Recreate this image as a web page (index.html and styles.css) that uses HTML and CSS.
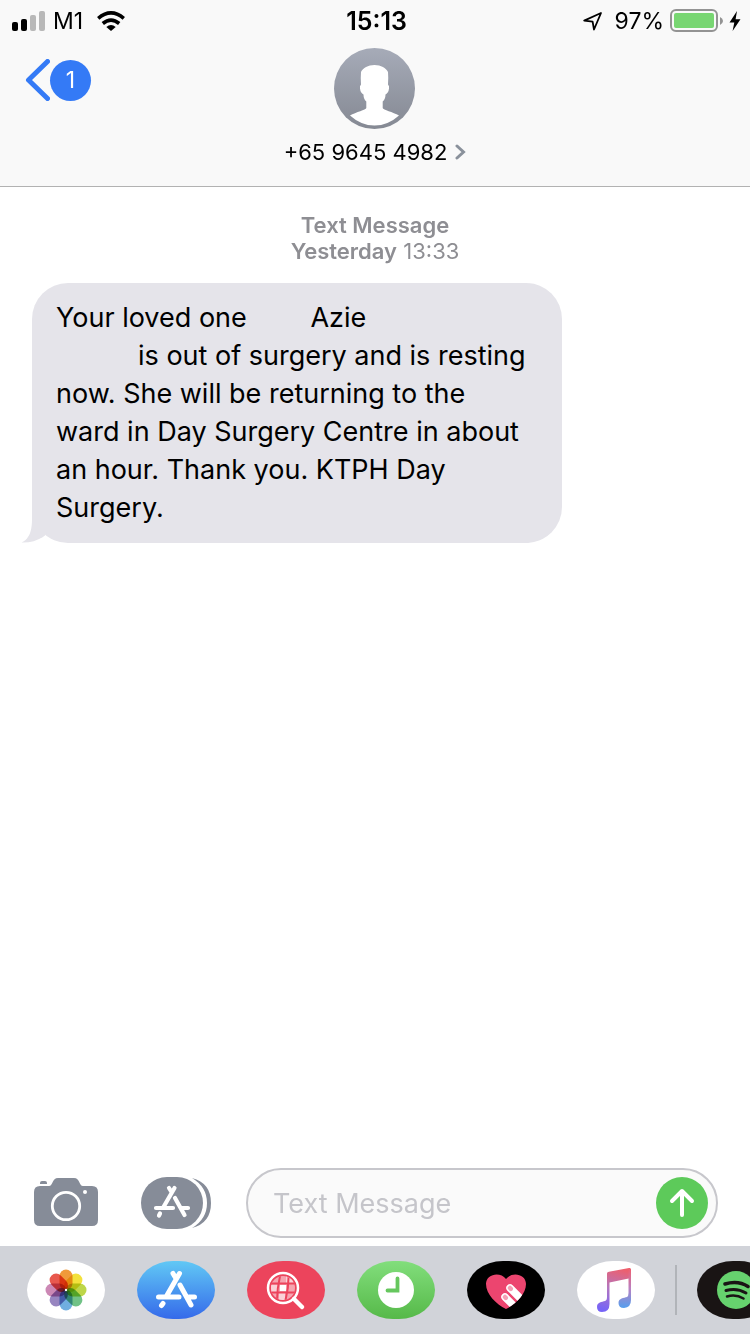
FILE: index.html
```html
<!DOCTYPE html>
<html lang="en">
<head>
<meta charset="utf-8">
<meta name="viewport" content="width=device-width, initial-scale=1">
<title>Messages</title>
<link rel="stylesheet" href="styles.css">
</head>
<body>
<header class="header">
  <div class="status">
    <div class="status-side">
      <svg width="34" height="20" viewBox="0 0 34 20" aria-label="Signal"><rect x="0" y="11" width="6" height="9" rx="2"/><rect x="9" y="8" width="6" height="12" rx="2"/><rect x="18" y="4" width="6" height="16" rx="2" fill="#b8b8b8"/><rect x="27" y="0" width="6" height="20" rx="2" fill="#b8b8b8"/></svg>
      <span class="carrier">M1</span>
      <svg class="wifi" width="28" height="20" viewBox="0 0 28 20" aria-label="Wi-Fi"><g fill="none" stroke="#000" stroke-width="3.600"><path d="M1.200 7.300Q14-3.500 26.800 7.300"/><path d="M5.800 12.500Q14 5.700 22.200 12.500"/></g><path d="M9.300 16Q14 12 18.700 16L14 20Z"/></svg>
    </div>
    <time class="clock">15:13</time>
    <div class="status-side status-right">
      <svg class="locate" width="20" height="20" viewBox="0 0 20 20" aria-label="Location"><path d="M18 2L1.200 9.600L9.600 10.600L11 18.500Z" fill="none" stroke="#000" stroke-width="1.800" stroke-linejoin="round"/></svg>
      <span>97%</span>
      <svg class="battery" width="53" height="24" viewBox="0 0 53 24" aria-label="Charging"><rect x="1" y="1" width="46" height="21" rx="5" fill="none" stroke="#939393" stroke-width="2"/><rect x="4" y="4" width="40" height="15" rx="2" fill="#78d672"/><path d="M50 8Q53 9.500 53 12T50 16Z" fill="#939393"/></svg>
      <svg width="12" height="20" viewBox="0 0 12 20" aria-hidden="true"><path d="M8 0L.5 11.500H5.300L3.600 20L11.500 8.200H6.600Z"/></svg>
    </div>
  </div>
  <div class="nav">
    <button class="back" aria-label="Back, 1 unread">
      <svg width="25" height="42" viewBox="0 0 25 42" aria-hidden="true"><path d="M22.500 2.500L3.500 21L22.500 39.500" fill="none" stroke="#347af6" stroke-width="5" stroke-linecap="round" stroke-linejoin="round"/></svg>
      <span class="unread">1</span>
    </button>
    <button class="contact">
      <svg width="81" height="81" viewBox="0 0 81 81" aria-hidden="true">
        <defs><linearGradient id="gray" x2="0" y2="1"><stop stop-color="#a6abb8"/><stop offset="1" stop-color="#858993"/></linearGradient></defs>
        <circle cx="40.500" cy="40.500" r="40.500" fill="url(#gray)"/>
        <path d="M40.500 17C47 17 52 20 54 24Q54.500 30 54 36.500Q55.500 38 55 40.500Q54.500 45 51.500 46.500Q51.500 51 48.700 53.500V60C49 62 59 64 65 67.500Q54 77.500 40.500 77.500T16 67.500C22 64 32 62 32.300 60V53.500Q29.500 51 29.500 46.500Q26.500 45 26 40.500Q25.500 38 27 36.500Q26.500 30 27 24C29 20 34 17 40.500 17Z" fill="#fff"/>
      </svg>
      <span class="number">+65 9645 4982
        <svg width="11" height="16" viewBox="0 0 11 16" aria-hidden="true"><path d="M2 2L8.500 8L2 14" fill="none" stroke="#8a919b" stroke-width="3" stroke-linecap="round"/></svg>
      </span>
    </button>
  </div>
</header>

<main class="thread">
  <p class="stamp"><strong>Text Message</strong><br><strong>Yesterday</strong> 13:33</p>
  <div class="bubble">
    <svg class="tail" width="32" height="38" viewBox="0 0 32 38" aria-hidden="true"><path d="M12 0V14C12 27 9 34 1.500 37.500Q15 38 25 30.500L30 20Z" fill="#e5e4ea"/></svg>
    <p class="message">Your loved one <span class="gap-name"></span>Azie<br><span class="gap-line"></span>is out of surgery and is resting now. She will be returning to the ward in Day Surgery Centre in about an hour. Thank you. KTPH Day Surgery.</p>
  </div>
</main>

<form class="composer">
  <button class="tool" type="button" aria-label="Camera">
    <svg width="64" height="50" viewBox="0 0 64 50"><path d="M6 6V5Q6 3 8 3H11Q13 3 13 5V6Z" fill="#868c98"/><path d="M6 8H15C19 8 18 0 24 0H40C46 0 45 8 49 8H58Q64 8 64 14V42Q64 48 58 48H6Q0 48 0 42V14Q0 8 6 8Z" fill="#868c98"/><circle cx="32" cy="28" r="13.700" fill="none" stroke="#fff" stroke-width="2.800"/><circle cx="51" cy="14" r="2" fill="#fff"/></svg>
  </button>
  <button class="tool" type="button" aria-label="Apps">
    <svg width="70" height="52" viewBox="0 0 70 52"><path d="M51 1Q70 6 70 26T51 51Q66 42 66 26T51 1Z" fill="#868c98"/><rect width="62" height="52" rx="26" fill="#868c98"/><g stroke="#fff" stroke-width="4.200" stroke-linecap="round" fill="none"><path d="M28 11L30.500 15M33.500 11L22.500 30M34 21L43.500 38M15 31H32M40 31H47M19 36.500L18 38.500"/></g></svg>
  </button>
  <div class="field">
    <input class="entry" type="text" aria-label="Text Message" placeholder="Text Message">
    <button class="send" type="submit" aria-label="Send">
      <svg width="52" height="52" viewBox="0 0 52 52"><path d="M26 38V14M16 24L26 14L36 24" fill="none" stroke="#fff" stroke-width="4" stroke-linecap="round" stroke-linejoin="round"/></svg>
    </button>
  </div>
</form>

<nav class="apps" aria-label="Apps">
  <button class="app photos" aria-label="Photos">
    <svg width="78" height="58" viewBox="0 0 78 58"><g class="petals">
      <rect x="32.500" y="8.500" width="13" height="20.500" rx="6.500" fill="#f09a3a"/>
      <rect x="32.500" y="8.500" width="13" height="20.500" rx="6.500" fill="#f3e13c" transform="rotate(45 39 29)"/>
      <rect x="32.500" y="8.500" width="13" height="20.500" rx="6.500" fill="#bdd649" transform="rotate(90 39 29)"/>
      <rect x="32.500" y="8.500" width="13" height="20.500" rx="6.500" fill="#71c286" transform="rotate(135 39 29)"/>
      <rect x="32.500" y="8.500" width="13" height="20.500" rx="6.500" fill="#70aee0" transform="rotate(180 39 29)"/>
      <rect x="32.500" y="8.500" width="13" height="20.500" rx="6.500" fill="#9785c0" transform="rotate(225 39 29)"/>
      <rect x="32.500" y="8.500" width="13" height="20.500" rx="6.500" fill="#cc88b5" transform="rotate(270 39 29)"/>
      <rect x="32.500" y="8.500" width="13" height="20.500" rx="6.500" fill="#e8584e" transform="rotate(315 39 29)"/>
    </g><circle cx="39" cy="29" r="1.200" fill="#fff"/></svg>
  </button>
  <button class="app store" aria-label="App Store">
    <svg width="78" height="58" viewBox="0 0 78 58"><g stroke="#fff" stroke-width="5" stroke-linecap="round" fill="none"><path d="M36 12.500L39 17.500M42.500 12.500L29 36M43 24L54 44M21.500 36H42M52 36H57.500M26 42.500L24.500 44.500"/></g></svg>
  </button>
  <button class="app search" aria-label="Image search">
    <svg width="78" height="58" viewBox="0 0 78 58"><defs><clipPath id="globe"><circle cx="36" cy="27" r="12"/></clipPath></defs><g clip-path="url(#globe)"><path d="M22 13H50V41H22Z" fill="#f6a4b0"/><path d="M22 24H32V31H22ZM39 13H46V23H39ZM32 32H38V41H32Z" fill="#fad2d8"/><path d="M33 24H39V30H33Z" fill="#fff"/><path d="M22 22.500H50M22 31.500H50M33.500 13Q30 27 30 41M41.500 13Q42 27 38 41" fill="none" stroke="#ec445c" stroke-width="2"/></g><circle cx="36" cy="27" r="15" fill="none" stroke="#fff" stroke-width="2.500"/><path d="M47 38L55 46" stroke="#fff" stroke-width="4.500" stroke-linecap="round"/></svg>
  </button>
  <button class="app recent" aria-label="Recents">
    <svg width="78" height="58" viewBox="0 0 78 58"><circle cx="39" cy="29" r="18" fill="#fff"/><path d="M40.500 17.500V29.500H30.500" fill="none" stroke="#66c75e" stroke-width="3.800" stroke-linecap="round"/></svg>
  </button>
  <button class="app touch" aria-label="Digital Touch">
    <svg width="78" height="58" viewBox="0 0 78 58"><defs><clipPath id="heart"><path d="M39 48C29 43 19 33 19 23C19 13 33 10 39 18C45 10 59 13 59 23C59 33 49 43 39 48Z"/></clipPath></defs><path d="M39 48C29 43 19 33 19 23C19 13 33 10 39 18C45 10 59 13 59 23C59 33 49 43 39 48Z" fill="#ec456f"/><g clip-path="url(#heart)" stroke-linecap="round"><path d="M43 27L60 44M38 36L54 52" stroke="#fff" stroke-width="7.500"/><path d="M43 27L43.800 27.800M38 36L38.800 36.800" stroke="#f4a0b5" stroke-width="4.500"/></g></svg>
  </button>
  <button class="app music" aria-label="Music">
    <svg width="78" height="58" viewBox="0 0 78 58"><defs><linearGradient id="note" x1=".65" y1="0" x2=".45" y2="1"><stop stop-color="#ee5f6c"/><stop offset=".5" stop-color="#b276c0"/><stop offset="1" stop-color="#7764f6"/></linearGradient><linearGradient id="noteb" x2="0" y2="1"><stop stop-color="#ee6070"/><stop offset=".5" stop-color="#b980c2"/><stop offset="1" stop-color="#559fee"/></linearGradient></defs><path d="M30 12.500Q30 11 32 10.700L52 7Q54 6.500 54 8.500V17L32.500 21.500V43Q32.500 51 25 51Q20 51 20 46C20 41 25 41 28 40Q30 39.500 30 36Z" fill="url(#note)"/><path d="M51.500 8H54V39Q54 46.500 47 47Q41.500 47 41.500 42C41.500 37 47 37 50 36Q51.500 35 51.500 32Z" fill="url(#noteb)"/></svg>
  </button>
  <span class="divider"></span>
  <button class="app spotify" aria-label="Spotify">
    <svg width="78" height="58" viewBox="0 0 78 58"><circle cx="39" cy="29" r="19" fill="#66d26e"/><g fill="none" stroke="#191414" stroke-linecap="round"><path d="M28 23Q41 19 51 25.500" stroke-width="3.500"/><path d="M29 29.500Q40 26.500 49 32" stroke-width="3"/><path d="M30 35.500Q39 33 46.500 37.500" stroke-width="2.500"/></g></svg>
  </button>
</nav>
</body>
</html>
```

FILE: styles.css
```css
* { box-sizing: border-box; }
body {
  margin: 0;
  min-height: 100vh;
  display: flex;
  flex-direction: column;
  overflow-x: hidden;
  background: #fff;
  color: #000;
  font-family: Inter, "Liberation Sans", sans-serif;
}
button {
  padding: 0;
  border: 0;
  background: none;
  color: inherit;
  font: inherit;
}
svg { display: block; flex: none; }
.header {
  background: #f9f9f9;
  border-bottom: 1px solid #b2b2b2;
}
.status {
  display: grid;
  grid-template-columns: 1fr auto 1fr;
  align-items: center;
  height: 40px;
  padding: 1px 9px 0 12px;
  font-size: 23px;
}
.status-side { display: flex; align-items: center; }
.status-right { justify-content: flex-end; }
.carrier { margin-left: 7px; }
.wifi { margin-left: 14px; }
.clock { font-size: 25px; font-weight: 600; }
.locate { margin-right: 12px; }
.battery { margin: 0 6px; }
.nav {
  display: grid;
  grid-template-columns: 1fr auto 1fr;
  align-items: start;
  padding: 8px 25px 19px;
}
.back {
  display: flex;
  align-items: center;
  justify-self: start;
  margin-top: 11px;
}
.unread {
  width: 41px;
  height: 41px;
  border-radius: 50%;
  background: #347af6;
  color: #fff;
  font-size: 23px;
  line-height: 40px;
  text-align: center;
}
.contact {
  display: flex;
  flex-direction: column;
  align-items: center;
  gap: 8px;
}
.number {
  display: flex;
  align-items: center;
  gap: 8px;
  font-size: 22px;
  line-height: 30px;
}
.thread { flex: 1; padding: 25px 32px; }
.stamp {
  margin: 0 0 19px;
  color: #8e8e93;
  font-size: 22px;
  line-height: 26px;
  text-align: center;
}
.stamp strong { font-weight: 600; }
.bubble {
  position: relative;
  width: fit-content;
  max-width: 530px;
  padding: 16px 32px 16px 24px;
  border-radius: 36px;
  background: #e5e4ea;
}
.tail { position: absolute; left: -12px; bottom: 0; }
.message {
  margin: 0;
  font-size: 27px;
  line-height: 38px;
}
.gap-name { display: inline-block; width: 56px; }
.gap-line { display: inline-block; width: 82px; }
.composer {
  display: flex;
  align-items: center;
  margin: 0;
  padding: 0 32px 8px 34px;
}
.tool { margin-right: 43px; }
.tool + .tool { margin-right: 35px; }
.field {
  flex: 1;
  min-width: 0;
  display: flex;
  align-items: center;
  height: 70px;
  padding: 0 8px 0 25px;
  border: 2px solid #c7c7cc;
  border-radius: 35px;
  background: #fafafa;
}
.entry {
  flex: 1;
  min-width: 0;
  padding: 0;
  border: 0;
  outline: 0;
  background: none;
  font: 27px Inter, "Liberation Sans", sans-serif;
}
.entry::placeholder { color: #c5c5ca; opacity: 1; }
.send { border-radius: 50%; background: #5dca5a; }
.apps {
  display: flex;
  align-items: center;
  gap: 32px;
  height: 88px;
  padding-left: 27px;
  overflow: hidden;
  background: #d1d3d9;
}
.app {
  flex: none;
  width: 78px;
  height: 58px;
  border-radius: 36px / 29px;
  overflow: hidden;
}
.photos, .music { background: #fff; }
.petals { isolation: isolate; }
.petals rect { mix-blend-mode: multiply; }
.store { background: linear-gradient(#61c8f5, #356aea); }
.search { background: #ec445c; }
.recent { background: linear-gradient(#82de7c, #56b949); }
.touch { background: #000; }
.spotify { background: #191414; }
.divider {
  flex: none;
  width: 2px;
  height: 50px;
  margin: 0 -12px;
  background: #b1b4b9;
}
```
▬▬▬▬▬▬▬▬▬▬
Exercise details. Scan the material for lines with the word "styles", and copy each line you find.

Output for this task.
Recreate this image as a web page (index.html and styles.css) that uses HTML and CSS.
<link rel="stylesheet" href="styles.css">
FILE: styles.css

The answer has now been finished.